> **EXERCISE REQUIREMENTS**: Locate and copy each line in the data that contains the word "styles".

> **SUPPLIED ENTRIES**:
════
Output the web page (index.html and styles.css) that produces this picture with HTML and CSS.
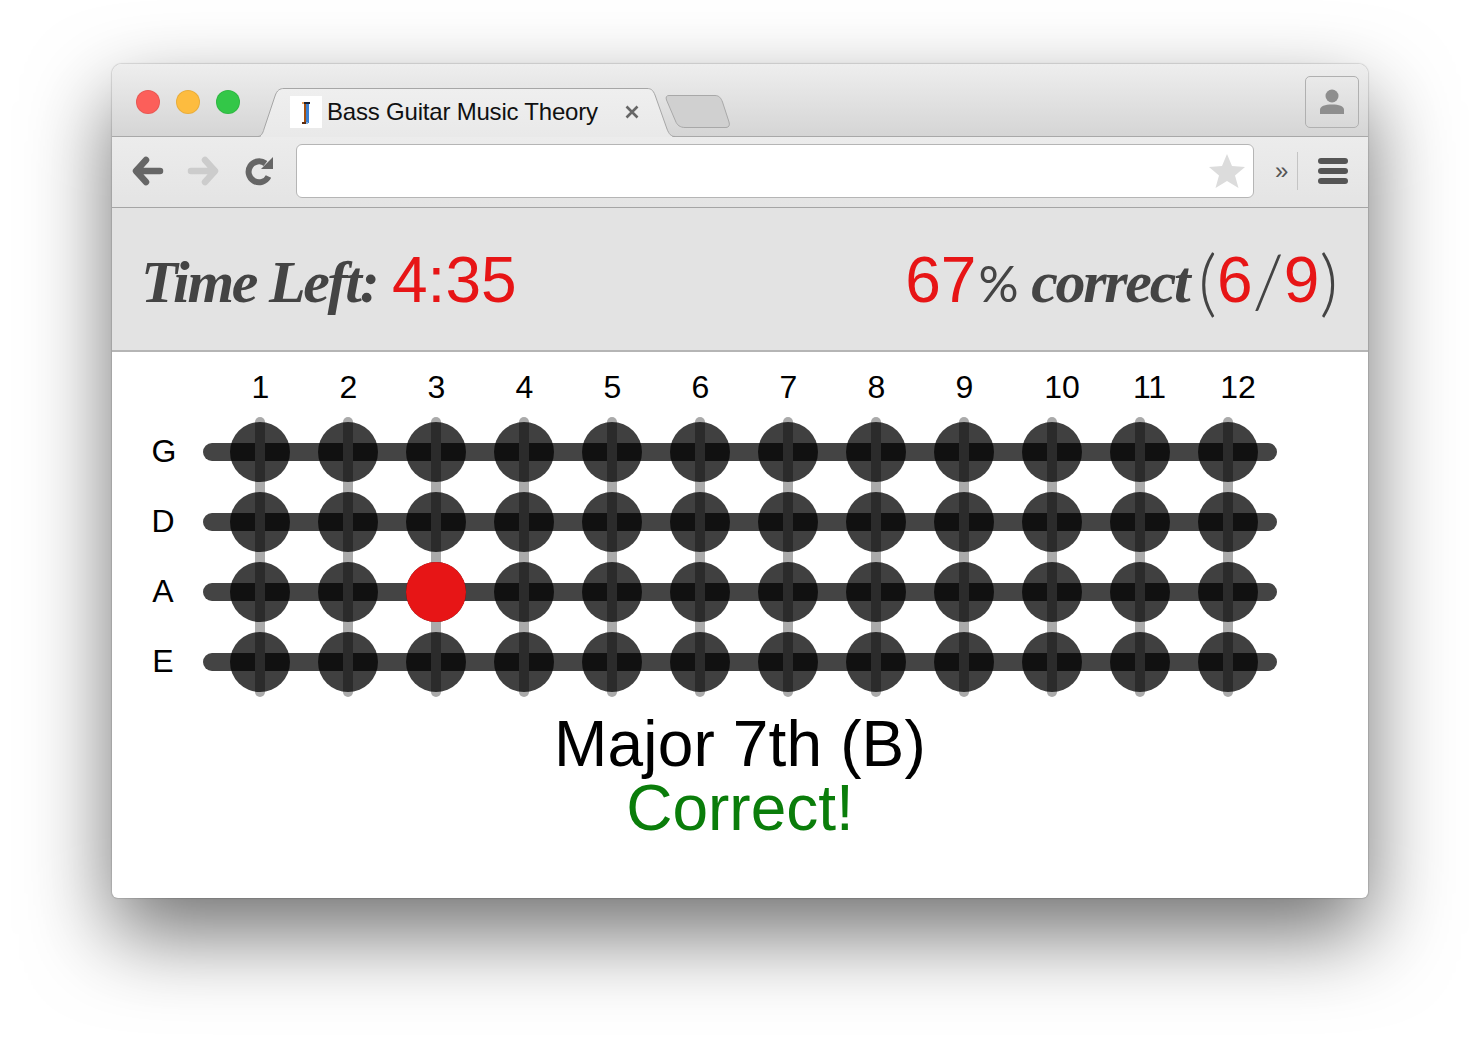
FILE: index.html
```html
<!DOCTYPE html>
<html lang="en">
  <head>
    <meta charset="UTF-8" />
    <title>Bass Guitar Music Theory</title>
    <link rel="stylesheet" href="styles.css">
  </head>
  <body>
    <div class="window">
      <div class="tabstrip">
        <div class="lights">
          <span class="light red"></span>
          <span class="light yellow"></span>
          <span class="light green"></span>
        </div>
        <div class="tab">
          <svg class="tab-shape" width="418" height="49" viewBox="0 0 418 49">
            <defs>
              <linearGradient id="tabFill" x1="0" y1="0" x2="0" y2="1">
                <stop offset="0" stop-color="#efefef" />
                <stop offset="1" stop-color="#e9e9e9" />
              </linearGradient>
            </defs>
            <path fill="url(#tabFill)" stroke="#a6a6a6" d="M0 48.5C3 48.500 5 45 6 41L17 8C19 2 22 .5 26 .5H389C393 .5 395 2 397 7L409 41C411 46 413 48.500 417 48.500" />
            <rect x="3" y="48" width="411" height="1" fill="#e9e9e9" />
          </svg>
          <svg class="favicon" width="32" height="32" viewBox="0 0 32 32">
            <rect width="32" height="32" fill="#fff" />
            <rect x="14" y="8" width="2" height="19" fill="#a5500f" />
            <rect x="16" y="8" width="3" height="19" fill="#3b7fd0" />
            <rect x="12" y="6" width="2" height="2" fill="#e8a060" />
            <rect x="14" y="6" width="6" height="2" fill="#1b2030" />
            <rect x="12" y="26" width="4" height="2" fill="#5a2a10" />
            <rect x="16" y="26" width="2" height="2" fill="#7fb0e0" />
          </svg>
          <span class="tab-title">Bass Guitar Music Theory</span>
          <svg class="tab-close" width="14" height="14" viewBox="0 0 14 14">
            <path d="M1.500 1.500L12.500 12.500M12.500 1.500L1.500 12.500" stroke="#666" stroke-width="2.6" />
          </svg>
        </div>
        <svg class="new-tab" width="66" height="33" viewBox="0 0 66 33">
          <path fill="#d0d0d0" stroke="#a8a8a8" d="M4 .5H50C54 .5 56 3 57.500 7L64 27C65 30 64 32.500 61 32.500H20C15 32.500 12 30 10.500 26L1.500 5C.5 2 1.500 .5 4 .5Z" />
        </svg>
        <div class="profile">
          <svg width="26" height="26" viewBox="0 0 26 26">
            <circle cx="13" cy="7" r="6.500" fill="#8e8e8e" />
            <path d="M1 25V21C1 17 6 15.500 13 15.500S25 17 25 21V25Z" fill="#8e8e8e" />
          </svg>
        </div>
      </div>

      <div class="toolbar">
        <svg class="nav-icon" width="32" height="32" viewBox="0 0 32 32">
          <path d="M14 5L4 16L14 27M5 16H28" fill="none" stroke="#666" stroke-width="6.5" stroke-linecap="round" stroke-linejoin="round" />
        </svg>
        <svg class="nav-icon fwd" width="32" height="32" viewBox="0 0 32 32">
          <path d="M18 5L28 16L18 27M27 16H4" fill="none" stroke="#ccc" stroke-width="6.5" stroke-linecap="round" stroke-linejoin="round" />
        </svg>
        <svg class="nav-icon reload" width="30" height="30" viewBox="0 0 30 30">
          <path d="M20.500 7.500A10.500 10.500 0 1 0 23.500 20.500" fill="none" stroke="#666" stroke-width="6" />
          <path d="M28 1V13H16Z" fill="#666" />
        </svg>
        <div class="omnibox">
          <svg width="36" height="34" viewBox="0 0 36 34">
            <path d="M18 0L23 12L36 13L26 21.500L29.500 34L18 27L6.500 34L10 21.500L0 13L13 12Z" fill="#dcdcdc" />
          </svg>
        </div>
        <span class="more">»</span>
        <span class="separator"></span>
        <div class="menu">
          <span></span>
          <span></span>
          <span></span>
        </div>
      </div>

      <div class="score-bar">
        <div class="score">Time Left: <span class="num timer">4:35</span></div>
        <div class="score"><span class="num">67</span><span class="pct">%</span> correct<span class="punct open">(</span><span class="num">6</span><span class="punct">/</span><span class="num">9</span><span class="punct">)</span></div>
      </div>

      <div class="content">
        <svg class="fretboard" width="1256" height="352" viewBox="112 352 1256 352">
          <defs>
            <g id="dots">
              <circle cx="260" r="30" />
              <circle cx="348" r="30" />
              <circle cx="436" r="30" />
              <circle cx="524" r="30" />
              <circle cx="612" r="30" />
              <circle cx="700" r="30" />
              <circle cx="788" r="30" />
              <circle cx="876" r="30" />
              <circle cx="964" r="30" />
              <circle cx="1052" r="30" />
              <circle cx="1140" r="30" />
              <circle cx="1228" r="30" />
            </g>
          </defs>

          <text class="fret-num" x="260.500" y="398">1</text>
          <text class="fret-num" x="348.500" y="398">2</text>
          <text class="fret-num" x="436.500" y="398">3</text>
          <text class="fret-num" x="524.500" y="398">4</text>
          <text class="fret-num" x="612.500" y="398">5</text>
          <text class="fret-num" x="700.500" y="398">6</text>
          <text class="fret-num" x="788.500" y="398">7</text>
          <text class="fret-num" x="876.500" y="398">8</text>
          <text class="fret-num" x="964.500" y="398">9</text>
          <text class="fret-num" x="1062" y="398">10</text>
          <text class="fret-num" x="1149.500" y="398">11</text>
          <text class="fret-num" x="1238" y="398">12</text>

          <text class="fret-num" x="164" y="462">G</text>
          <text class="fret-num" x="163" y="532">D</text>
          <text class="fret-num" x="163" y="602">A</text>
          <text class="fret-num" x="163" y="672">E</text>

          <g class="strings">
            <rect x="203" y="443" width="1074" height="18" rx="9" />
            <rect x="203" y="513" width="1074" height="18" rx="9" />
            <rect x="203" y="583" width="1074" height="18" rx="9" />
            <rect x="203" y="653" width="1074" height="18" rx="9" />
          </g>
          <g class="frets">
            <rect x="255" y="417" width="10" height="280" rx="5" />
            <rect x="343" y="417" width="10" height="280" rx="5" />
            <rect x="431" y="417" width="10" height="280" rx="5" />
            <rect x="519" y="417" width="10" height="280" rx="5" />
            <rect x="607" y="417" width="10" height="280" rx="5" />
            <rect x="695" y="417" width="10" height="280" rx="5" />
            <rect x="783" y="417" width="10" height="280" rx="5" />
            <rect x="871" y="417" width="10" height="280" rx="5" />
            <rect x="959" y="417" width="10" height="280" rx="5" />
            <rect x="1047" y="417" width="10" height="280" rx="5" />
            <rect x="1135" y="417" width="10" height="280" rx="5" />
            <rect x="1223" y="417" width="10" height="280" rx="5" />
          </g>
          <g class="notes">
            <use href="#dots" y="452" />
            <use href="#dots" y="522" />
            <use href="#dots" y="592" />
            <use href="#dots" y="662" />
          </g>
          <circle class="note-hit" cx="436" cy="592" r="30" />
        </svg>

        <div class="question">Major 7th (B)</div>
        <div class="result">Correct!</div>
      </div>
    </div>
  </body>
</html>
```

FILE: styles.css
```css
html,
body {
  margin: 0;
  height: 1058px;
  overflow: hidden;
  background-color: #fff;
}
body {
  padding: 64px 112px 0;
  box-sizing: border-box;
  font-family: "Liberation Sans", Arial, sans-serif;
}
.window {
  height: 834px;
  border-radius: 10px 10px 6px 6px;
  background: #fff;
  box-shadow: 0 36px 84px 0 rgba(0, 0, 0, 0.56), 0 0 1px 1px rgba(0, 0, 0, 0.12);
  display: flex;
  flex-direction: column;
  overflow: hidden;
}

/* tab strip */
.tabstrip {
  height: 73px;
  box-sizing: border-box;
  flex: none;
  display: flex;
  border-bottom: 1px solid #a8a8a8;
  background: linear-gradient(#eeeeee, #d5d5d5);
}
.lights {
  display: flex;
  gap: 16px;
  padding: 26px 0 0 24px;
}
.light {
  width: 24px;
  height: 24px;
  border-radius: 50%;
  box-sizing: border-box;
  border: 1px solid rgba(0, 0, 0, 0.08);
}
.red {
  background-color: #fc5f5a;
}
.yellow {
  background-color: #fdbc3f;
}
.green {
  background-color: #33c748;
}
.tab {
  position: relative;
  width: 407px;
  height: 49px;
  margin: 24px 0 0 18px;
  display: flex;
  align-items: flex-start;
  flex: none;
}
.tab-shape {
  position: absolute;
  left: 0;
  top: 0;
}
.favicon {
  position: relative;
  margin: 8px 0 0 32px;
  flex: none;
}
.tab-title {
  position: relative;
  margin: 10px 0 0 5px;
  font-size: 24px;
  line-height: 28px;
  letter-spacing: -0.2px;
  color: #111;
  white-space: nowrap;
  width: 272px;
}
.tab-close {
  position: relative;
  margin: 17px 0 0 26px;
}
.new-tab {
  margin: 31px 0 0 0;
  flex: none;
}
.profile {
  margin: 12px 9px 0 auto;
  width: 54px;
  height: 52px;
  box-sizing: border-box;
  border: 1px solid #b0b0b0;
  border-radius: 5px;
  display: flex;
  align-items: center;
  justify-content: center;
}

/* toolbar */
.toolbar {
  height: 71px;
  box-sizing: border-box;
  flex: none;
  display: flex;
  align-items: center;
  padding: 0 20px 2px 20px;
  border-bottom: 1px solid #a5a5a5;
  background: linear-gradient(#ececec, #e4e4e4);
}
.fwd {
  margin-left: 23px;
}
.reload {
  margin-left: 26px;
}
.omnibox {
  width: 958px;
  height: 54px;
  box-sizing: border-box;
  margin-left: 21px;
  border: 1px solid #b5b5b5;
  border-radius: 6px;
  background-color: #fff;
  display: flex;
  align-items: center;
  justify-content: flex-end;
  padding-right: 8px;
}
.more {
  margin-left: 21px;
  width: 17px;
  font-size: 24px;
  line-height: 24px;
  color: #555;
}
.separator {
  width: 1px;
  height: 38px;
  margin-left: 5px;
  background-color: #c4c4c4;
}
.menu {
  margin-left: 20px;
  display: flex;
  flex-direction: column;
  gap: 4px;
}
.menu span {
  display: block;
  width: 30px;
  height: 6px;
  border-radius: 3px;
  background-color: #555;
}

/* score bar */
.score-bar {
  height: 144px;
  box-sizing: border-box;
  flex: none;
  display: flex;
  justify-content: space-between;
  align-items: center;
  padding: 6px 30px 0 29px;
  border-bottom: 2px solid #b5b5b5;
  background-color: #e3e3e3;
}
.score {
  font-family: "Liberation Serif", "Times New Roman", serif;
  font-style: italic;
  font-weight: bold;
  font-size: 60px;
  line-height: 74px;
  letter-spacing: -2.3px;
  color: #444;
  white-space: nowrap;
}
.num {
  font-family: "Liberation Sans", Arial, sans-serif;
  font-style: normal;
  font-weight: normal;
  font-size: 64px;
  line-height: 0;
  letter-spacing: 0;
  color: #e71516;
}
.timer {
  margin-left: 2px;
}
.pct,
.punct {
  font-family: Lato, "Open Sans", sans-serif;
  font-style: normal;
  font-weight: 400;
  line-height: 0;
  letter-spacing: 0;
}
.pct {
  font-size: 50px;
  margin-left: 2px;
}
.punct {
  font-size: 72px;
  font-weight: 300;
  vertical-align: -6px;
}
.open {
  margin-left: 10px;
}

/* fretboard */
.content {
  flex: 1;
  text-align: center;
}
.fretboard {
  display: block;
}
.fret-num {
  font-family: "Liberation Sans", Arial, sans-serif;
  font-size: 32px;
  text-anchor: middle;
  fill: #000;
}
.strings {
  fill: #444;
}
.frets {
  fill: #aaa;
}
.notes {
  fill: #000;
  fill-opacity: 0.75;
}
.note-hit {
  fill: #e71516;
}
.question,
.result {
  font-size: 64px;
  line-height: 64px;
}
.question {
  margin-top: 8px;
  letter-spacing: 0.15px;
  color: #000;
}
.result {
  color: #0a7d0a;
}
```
════
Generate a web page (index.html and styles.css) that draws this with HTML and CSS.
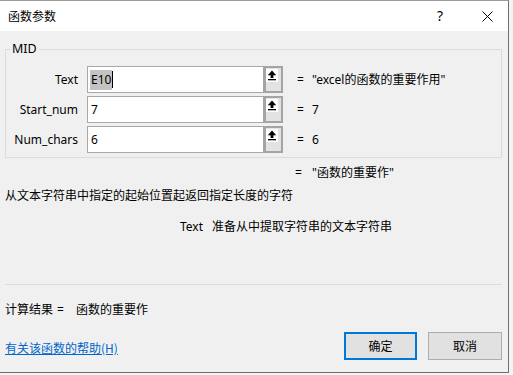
════
> **RESULT OF THE TASK**:
Output the web page (index.html and styles.css) that produces this picture with HTML and CSS.
    <link rel="stylesheet" href="styles.css">
FILE: styles.css
Generate a web page (index.html and styles.css) that draws this with HTML and CSS.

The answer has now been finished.